▶ _Information supplied_
+++++

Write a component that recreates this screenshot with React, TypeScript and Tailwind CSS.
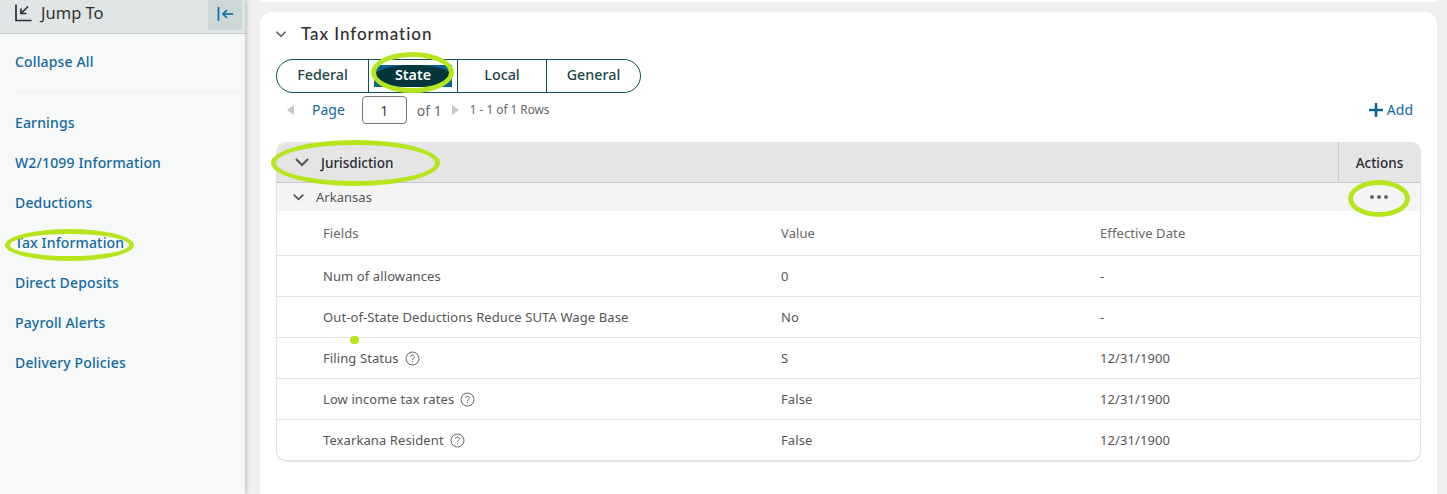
import React from "react";

const navLinks = ["Earnings", "W2/1099 Information", "Deductions", "Tax Information", "Direct Deposits", "Payroll Alerts", "Delivery Policies"];

const rows = [
  { field: "Num of allowances", value: "0", date: "-", help: false },
  { field: "Out-of-State Deductions Reduce SUTA Wage Base", value: "No", date: "-", help: false },
  { field: "Filing Status", value: "S", date: "12/31/1900", help: true },
  { field: "Low income tax rates", value: "False", date: "12/31/1900", help: true },
  { field: "Texarkana Resident", value: "False", date: "12/31/1900", help: true },
];

const Chevron = ({ className }: { className: string }) => (
  <svg className={className} viewBox="0 0 16 10" fill="none" stroke="currentColor" strokeWidth={2}>
    <path d="M2 2l6 6 6-6" />
  </svg>
);

const HelpIcon = () => (
  <svg className="w-[15px] h-[15px] -mt-[1px] text-[#666]" viewBox="0 0 15 15" fill="none" stroke="currentColor">
    <circle cx="7.5" cy="7.5" r="6.5" />
    <path d="M5.6 5.9c0-1.1.9-1.8 1.9-1.8s1.9.7 1.9 1.7c0 1.4-1.9 1.5-1.9 3" />
    <path d="M7.5 10.2v1.2" />
  </svg>
);

// Green hand-drawn annotation rings
const Ring = ({ className }: { className: string }) => (
  <div className={`absolute rounded-[50%] border-[5px] border-[#b5e61d] ${className}`} />
);

export default function App() {
  return (
    <div className="relative flex w-[1447px] h-[494px] overflow-hidden bg-[#f0f0f0] font-['Noto_Sans',sans-serif]">
      {/* Sidebar */}
      <aside className="w-[245px] shrink-0 bg-[#f7f9f9] shadow-[2px_0_4px_rgba(0,0,0,0.18)] z-10">
        <div className="flex items-center justify-between h-[34px] pl-[15px] pr-[3px] bg-[#dfe6e5] border-b border-[#c9cccc]">
          <div className="flex items-center gap-[9px] -mt-[8px]">
            <svg className="w-[17px] h-[18px] text-[#2f2a3a]" viewBox="0 0 17 18" fill="none" stroke="currentColor" strokeWidth={1.7}>
              <path d="M1 0.5v16h15.5" />
              <path d="M13 2.5L6 9.5" />
              <path d="M6 4.5v5h5.5" />
            </svg>
            <span className="text-[16.5px] leading-[20px] text-[#333]">Jump To</span>
          </div>
          <button className="flex items-center justify-center w-[34px] h-[30px] -mt-[4px] bg-[#cfd8d8] text-[#0a6ea8]">
            <svg className="w-[17px] h-[14px] -mt-[2px]" viewBox="0 0 17 14" fill="none" stroke="currentColor" strokeWidth={1.7}>
              <path d="M1.5 0v14" />
              <path d="M16 7H6" />
              <path d="M10 3L6 7l4 4" />
            </svg>
          </button>
        </div>
        <div className="px-[15px] pt-[18px]">
          <a className="block text-[14px] leading-[20px] font-medium tracking-[0.15px] text-[#13689f]">Collapse All</a>
        </div>
        <div className="ml-[15px] mt-[20px] border-t border-[#edf0f0]" />
        <nav className="flex flex-col gap-[20px] px-[15px] pt-[20px]">
          {navLinks.map((link) => (
            <a key={link} className="block text-[14px] leading-[20px] font-medium tracking-[0.15px] text-[#13689f]">
              {link}
            </a>
          ))}
        </nav>
      </aside>

      {/* Main */}
      <main className="flex-1 pl-[15px] pr-[10px]">
        <div className="h-[2px] bg-white rounded-b-[12px]" />
        <section className="mt-[10px] h-[500px] bg-white rounded-[12px] pl-[16px] pr-[16px]">
          <div className="flex items-center gap-[15px] h-[43px]">
            <Chevron className="w-[12px] h-[8px] -ml-[1px] text-[#555]" />
            <h2 className="-ml-[1px] text-[17px] leading-[22px] font-medium tracking-[0.95px] text-[#2e2e2e] font-['Lato',sans-serif]">Tax Information</h2>
          </div>

          {/* Tabs */}
          <div className="flex w-[365px] h-[34px] mt-[4px] border border-[#0e4f52] rounded-full text-[14.3px] font-medium text-[#1d4447]">
            <div className="flex items-center justify-center w-[92px] pb-[2px] border-r border-[#0e4f52]">Federal</div>
            <div className="flex items-center justify-center w-[89px] border-r border-[#0e4f52] py-[5px] px-[5px]">
              <div className="flex items-center justify-center w-full h-full bg-[#0a6496]">
                <span className="flex items-center justify-center w-full h-[22px] pb-[2px] rounded-[50%] bg-[#03363a] text-white font-semibold">State</span>
              </div>
            </div>
            <div className="flex items-center justify-center w-[89px] pb-[2px] border-r border-[#0e4f52]">Local</div>
            <div className="flex items-center justify-center flex-1 pb-[2px]">General</div>
          </div>

          {/* Pager */}
          <div className="flex items-center h-[34px] pr-[8px] text-[14px]">
            <svg className="w-[7px] h-[10px] ml-[11px] text-[#c8c8c8]" viewBox="0 0 7 10" fill="currentColor"><path d="M7 0v10L0 5z" /></svg>
            <span className="ml-[18px] pb-[1px] text-[#13689f]">Page</span>
            <span className="flex items-center justify-center w-[45px] h-[28px] ml-[17px] border border-[#777] rounded-[4px] text-[#444]">1</span>
            <span className="ml-[10px] text-[#666]">of 1</span>
            <svg className="w-[7px] h-[10px] ml-[10px] text-[#c8c8c8]" viewBox="0 0 7 10" fill="currentColor"><path d="M0 0v10l7-5z" /></svg>
            <span className="ml-[11px] text-[11.8px] text-[#666]">1 - 1 of 1 Rows</span>
            <div className="flex items-center gap-[4px] ml-auto text-[#13689f]">
              <svg className="w-[14px] h-[14px] text-[#0a6496]" viewBox="0 0 14 14" fill="none" stroke="currentColor" strokeWidth={2.6}>
                <path d="M7 0v14M0 7h14" />
              </svg>
              <span className="-mt-[1px]">Add</span>
            </div>
          </div>

          {/* Table */}
          <div className="mt-[15px] border border-[#e2e2e2] border-t-0 rounded-[10px] shadow-[0_1px_1px_rgba(0,0,0,0.12)]">
            <div className="flex h-[41px] -mx-px bg-[#e5e5e5] rounded-t-[10px] border-b border-[#c8c8c8] text-[13.5px] font-medium text-[#2b2b33]">
              <div className="flex flex-1 items-center gap-[11px] pl-[18px]">
                <Chevron className="w-[16px] h-[10px] text-[#555]" />
                <span className="mt-[3px]">Jurisdiction</span>
              </div>
              <div className="flex items-center justify-center w-[83px] pt-[3px] pr-[1px] border-l border-[#c8c8c8]">Actions</div>
            </div>
            <div className="flex items-center justify-between h-[28px] bg-[#f4f4f4] pl-[15px] pr-[32px]">
              <div className="flex items-center gap-[11px] text-[13px] tracking-[0.03px] text-[#555]">
                <Chevron className="w-[13px] h-[8px] text-[#555]" />
                <span className="mt-[1px]">Arkansas</span>
              </div>
              <div className="flex gap-[3px]">
                <span className="w-[4px] h-[4px] rounded-full bg-[#666]" />
                <span className="w-[4px] h-[4px] rounded-full bg-[#666]" />
                <span className="w-[4px] h-[4px] rounded-full bg-[#666]" />
              </div>
            </div>
            <div className="grid grid-cols-[458px_319px_1fr] h-[45px] pt-[2px] items-center pl-[46px] border-b border-[#e2e2e2] text-[13px] tracking-[0.1px] text-[#666]">
              <span>Fields</span>
              <span>Value</span>
              <span>Effective Date</span>
            </div>
            {rows.map((row, i) => (
              <div
                key={row.field}
                className={`grid grid-cols-[458px_319px_1fr] items-center pl-[46px] pt-[2px] text-[13px] tracking-[0.1px] text-[#555] ${i < rows.length - 1 ? "h-[41px] border-b border-[#e2e2e2]" : "h-[40px]"}`}
              >
                <span className="flex items-center gap-[6px]">
                  {row.field}
                  {row.help && <HelpIcon />}
                </span>
                <span>{row.value}</span>
                <span>{row.date}</span>
              </div>
            ))}
          </div>
        </section>
      </main>

      {/* Annotations */}
      <Ring className="z-20 left-[5px] top-[229px] w-[129px] h-[32px]" />
      <Ring className="z-20 left-[371px] top-[52px] w-[83px] h-[41px]" />
      <Ring className="z-20 left-[271px] top-[140px] w-[169px] h-[46px]" />
      <Ring className="z-20 left-[1348px] top-[180px] w-[62px] h-[37px]" />
      <div className="absolute z-20 left-[350px] top-[336px] w-[9px] h-[8px] rounded-full bg-[#b5e61d]" />
    </div>
  );
}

+++++

▶ _Instructions to follow_
Find the word "React" in the data and copy out each line where it turns up.

▶ _Solution_
Write a component that recreates this screenshot with React, TypeScript and Tailwind CSS.
import React from "react";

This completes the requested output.